Yesterday, shortly after dinner. Henry was in dreamy, reflective mode, standing up on the window seat in our living room, gazing at the cars and flotsam. This is a narrow seat that he’s never left alone on, as he could immediately slip and fall, causing grave injury to his person. (Note the foreshadowing! NOTE IT!)

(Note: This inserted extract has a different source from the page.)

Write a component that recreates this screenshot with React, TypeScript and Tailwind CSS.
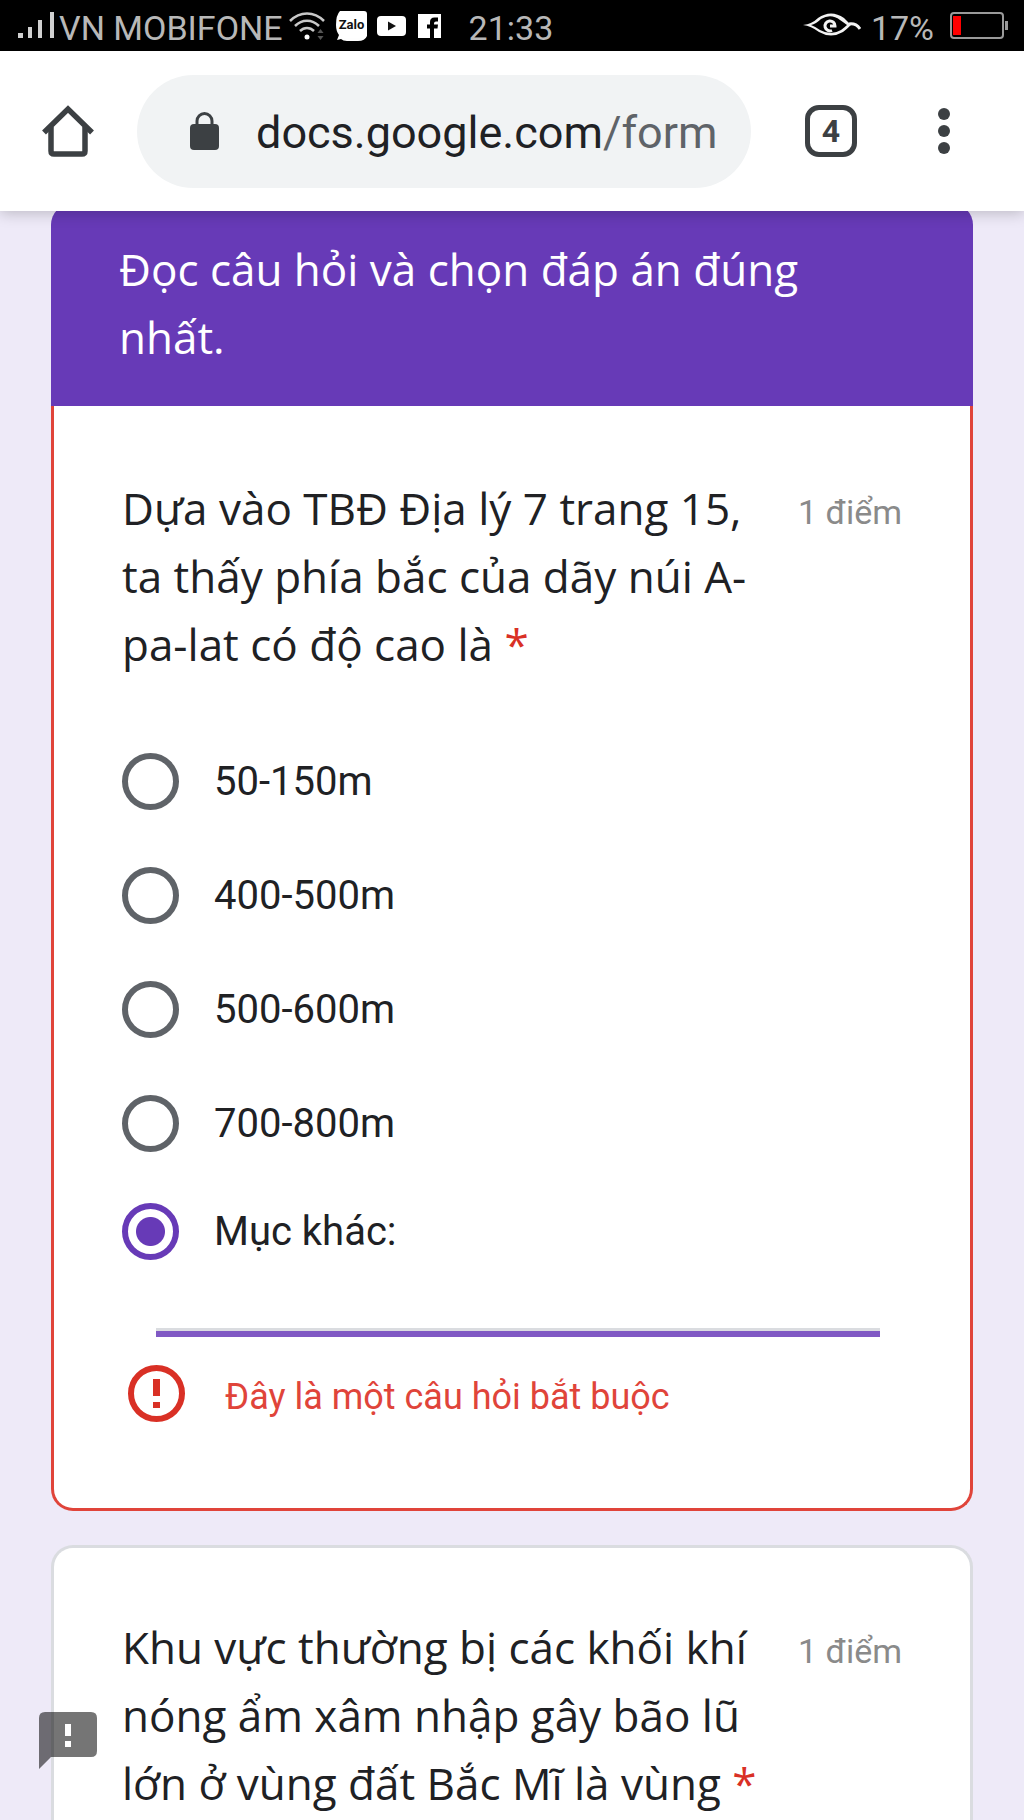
import { useState } from "react";

interface Question {
  id: string;
  title: string;
  points: string;
  options: string[];
  error?: string;
}

const questions: Question[] = [
  {
    id: "q1",
    title: "Dựa vào TBĐ Địa lý 7 trang 15, ta thấy phía bắc của dãy núi A-pa-lat có độ cao là",
    points: "1 điểm",
    options: ["50-150m", "400-500m", "500-600m", "700-800m"],
    error: "Đây là một câu hỏi bắt buộc",
  },
  {
    id: "q2",
    title: "Khu vực thường bị các khối khí nóng ẩm xâm nhập gây bão lũ lớn ở vùng đất Bắc Mĩ là vùng",
    points: "1 điểm",
    options: [],
  },
];

const StatusBar = () => (
  <div className="flex h-[51px] items-center bg-black pr-4 pl-[18px] text-[34px] leading-none text-[#b8b8b8]">
    <svg className="h-[28px] w-[37px]" viewBox="0 0 37 28" fill="#d0d0d0">
      <rect x="0" y="21" width="5" height="5" />
      <rect x="10" y="15" width="4" height="11" />
      <rect x="20" y="8" width="4" height="18" />
      <rect x="32" y="0" width="4" height="26" />
    </svg>
    <span className="ml-1 pt-1">VN MOBIFONE</span>
    <svg
      className="ml-1.5 h-[30px] w-[37px]"
      viewBox="0 0 37 30"
      fill="none"
      stroke="#c8c8c8"
      strokeWidth="2.5"
    >
      <path d="M1 10C11 0 25 0 35 10M6 15c7-7 17-7 24 0M11 20c4-4 10-4 14 0" />
      <circle cx="18" cy="26" r="2.5" fill="#fff" stroke="none" />
      <path d="M28.500 22l3-4 3 4zM28.500 25l3 4 3-4z" fill="#555" stroke="none" />
    </svg>
    <svg className="ml-2.5 h-[32px] w-[31px]" viewBox="0 0 31 32">
      <path
        d="M4 1h24q3 0 3 3v22q-2 5-9 5H11q-4 0-6-2l-4 1 2-5Q0 21 0 15 0 5 4 1z"
        fill="#fff"
      />
      <text
        x="15.500"
        y="19"
        textAnchor="middle"
        fontSize="13"
        fontWeight="700"
        fill="#111"
      >
        Zalo
      </text>
    </svg>
    <svg className="ml-2.5 h-[20px] w-[29px]" viewBox="0 0 29 20">
      <rect width="29" height="20" rx="4" fill="#fff" />
      <path d="M11 5.500l8 4.500-8 4.500z" fill="#111" />
    </svg>
    <svg className="ml-3 h-[24px] w-[23px]" viewBox="0 0 23 24">
      <path d="M0 0h23v24H0z" fill="#fff" />
      <path
        d="M12 24v-9.500H9v-4h3V8q0-4.500 4.500-4.500H20v4h-2q-2 0-2 2v1h4l-.5 4H16V24z"
        fill="#000"
      />
    </svg>
    <span className="ml-7 pt-1">21:33</span>
    <svg
      className="ml-auto h-[26px] w-[58px]"
      viewBox="0 0 58 26"
      fill="none"
      stroke="#f2f2f2"
      strokeWidth="3"
    >
      <path
        d="M0 12Q9 11 15 5 28-4 41 5q4 4 7 7-4 4-8 7-12 7-24 0Q8 13 0 12zM8 12q5 2 9 5 11 6 21 0 4-3 6-5-4-3-7-5Q28 0 18 6q-5 5-10 6z"
        fill="#f2f2f2"
        fillRule="evenodd"
        stroke="none"
      />
      <path d="M46 11q7-1 11 5" />
      <path d="M29 17.500A5 5 0 1 1 32 13l-5 0" />
    </svg>
    <span className="ml-2.5 pt-1">17%</span>
    <svg className="ml-4 h-[28px] w-[58px]" viewBox="0 0 58 28">
      <rect
        x="1"
        y="1"
        width="52"
        height="25"
        rx="3"
        fill="none"
        stroke="#9a9a9a"
        strokeWidth="2"
      />
      <rect x="55" y="9" width="3" height="9" fill="#9a9a9a" />
      <rect x="3" y="4" width="8" height="19" fill="#f00" />
    </svg>
  </div>
);

const BrowserBar = () => (
  <header className="relative z-10 flex h-[160px] items-center bg-white pr-[73px] pl-[42px] shadow-[0_2px_14px_rgba(0,0,0,0.22)]">
    <button type="button" aria-label="Trang chủ">
      <svg
        className="h-[52px] w-[52px]"
        viewBox="0 0 52 52"
        fill="none"
        stroke="#3c4043"
        strokeWidth="5.500"
      >
        <path d="M2 27.500L26 4l24 23.500" />
        <path d="M9 22v24q0 3 3 3h28q3 0 3-3V22" />
      </svg>
    </button>
    <button
      type="button"
      className="ml-[43px] flex h-[113px] min-w-0 flex-1 items-center rounded-full bg-[#f1f3f4] pl-[53px] text-[45px] text-[#202124]"
    >
      <svg className="h-[38px] w-[29px]" viewBox="0 0 29 38" fill="#3c4043">
        <rect y="12" width="29" height="26" rx="4" />
        <path
          d="M7 14V9a7.500 7.500 0 0 1 15 0v5"
          fill="none"
          stroke="#3c4043"
          strokeWidth="3"
        />
      </svg>
      <span className="ml-[37px] pt-1">
        docs.google.com<span className="text-[#5f6368]">/form</span>
      </span>
    </button>
    <button
      type="button"
      aria-label="Thẻ đang mở"
      className="ml-[54px] flex h-[52px] w-[52px] items-center justify-center rounded-[14px] border-[5px] border-[#3c4043] text-[32px] leading-none font-bold text-[#3c4043]"
    >
      4
    </button>
    <button type="button" aria-label="Menu" className="ml-[80px]">
      <svg className="h-[48px] w-[14px]" viewBox="0 0 14 48" fill="#3c4043">
        <circle cx="7" cy="7" r="6" />
        <circle cx="7" cy="24" r="6" />
        <circle cx="7" cy="41" r="6" />
      </svg>
    </button>
  </header>
);

const QuestionTitle = ({ question }: { question: Question }) => (
  <div className="flex items-start justify-between gap-6">
    <h2
      id={question.id}
      className="flex-1 font-['Open_Sans',sans-serif] text-[44px] leading-[68px] text-[#202124]"
    >
      {question.title} <span className="text-[#d93025]">*</span>
    </h2>
    <span className="text-[34px] leading-[76px] text-[#8a8a8a]">
      {question.points}
    </span>
  </div>
);

const radioClass =
  "h-[57px] w-[57px] shrink-0 appearance-none rounded-full border-[6px] border-[#5f6368] checked:border-[#673ab7] checked:bg-[radial-gradient(circle,#673ab7_14px,transparent_15px)]";

export default function App() {
  const [answer, setAnswer] = useState("other");
  const [otherText, setOtherText] = useState("");
  const [first, second] = questions;

  return (
    <div className="flex min-h-screen flex-col bg-[#eeeaf8] font-[Roboto,sans-serif]">
      <StatusBar />
      <BrowserBar />

      <main className="flex flex-1 flex-col px-[51px]">
        {/* Section heading, partly scrolled under the browser bar */}
        <div className="-mt-2 rounded-t-[22px] bg-[#673ab7] px-[68px] pt-8 pb-[35px]">
          <h1 className="font-['Open_Sans',sans-serif] text-[44px] leading-[68px] text-white">
            Đọc câu hỏi và chọn đáp án đúng nhất.
          </h1>
        </div>

        <section className="rounded-b-[22px] border-3 border-t-0 border-[#e0443a] bg-white px-[68px] pt-[68px] pb-[82px]">
          <QuestionTitle question={first} />

          <div
            role="radiogroup"
            aria-labelledby={first.id}
            className="mt-[75px] flex flex-col gap-[57px] text-[40px] leading-[57px] text-[#202124]"
          >
            {first.options.map((option) => (
              <label key={option} className="flex items-center gap-[35px]">
                <input
                  type="radio"
                  name={first.id}
                  className={radioClass}
                  checked={answer === option}
                  onChange={() => setAnswer(option)}
                />
                {option}
              </label>
            ))}
          </div>

          <label className="mt-[51px] flex items-center gap-[35px] text-[40px] leading-[57px] text-[#202124]">
            <input
              type="radio"
              name={first.id}
              className={radioClass}
              checked={answer === "other"}
              onChange={() => setAnswer("other")}
            />
            Mục khác:
          </label>

          <div className="mr-[22px] ml-[34px] border-b-[6px] border-[#8059c4]">
            <input
              type="text"
              aria-label="Mục khác"
              value={otherText}
              onChange={(e) => setOtherText(e.target.value)}
              className="block h-[71px] w-full border-b-3 border-[#dadce0] text-[40px] text-[#202124] outline-none"
            />
          </div>

          <div
            role="alert"
            className="mt-6 ml-[6px] flex items-center gap-[40px] text-[36px] leading-[57px] text-[#e0443a]"
          >
            <svg className="h-[57px] w-[57px]" viewBox="0 0 57 57" fill="#d93025">
              <circle
                cx="28.500"
                cy="28.500"
                r="25.500"
                fill="none"
                stroke="#d93025"
                strokeWidth="6"
              />
              <path d="M25 14h7v17h-7zM25 37h7v6h-7z" />
            </svg>
            <span className="pt-2">{first.error}</span>
          </div>
        </section>

        <section className="mt-[34px] flex-1 rounded-t-[22px] border-3 border-b-0 border-[#dadce0] bg-white px-[68px] pt-[65px]">
          <QuestionTitle question={second} />
        </section>
      </main>

      <button
        type="button"
        aria-label="Báo cáo vấn đề"
        className="fixed bottom-[51px] left-[39px]"
      >
        <svg className="h-[58px] w-[58px]" viewBox="0 0 58 58">
          <path
            d="M6 1h46q6 0 6 6v33q0 6-6 6H12L0 58V7q0-6 6-6z"
            fill="#000"
            fillOpacity="0.540"
          />
          <path d="M26 13h6v12h-6zM26 30h6v6h-6z" fill="#fff" />
        </svg>
      </button>
    </div>
  );
}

Anyway, I was of course sitting right there, right next to him, my legs stretched out across the seat as he pressed his body against the window. He was absentmindedly kissing the window and he was being so cute and so unusually still that I grabbed the camera off the coffee table and started taking pictures. Of course, while clicking away, I let go of him. And then. Then. He looked at the camera, grinned, shouted “Boom!” which is his way of saying, “Watch me comically throw myself down!” and—boom—he threw himself down. Only his butt landed on nothing--remember how I said how narrow the seat was? Remember?—because his butt was headed straight for the floor, but before his butt could reach its destination, his poor little skull cracked against the brutal coffee table edge, and OH MY GOD WHO TOLD ME I COULD HAVE A KID?

For a millisecond he lay there, staring up at me like, why am I down here, wasn’t I up there? and in that millisecond I thought, he’s not making a sound, he’s a vegetable, his brain has been pureed and then he started wailing, and I scooped him up and tried to comfort him as only an idiot-mother can, and I tried to figure out what to do and I couldn’t remember a damn thing, including my husband’s cell phone number, and all I could do was babble idiot words of idiot comfort to my poor trusting child. Miraculously, after ten minutes of unadulterated weeping he wiped his eyes and asked to read a book, so of course we did, me quizzing him on the name of every animal on every page, as if he might have lost the giraffe-identifying lobe of his brain.

So, in the end, everything was fine, Henry’s fine, we’re fine, tra la la. There’s not even a bump on his head. Everything’s fine, except I’M NOT FINE, I’m a total wreck still. I’m having flashbacks of the feeling of his little legs landing on my legs and then slipping away from me, stupid me with my stupid camera; I’m still watching him slip off me and I’m not reaching forward and dropping the goddamn camera and I hate myself. And the worst part is, I have a picture of that big grin he had on his face, the joyful get-a-load-of-this grin he gave me, one second before he discovered that his mother sucks.

On an unrelated topic, while searching the web for a good brain chart to link to, I found the kitty paintings of a schizophrenic artist. First the kitties are weird and THEN THEY’RE SO MUCH WEIRDER. Go see. I don’t know, though—I think the psycho kitties are less frightening than the “normal period” kitties. What does that say about me?